This is of course partly due to having climbing gears and a freewheel for down hills; but most of all, it seems, because, when you are pushing against a headwind or spinning with a tailwind, you have (or, at least I have) 1-tooth jumps to adjust the gearing and effort to “just right.” In fact, on today’s ride, I limited my riding to the 76”, 72”, and 68” gears, standing to climb in the 76 or 72, and gearing down only to the 68 against strong gusts, instead of regularly downshifting to hill and wind gears, tho’ on one steepish hill against “gusts to 32” I did shift to the 65” and even the 59”.

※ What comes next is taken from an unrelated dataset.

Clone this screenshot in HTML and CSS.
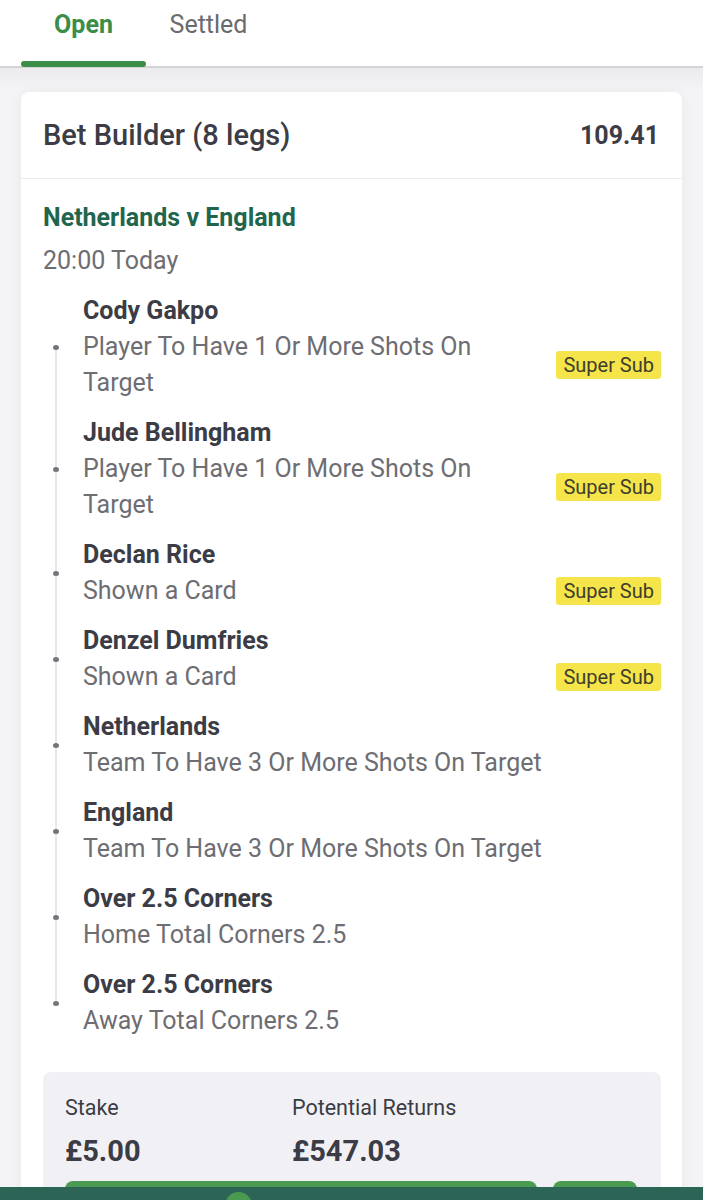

At any rate: for those of you who ride both freewheel/multispeed and fixed, two questions:

1. Do you find that your derailleur bike speeds are consistently and noticeably faster than your fixed speeds over varying terrain and conditions? By how much, describing the typical ride?

Funny: I used to compare my times, in a desultory way, in ~20 mile hilly rides with usual winds, between my 75” Riv fixed gofast and my 3X7 and later 2X9 Fargo, with Big Apples. Fargo was fully 14 lb heavier than the gofast. Yet times were much the same, which I attributed to easier climbing (= similar times, given the weight difference), and faster downhills because of the freewheel.

2. By seat of pants, how would you compare the levels of effort required for a rolling, wind-variable ride on a fixed gear and the same ride on a derailleur bike?

I almost feel as if riding the Roadeo amounts to cheating, even tho’ I tend to ride it (very steep hills apart) in only 3 or 4 or 5 gears out of the 14 distinct and usable gears available from the 50/34 X 14-32 11 sp drivetrain.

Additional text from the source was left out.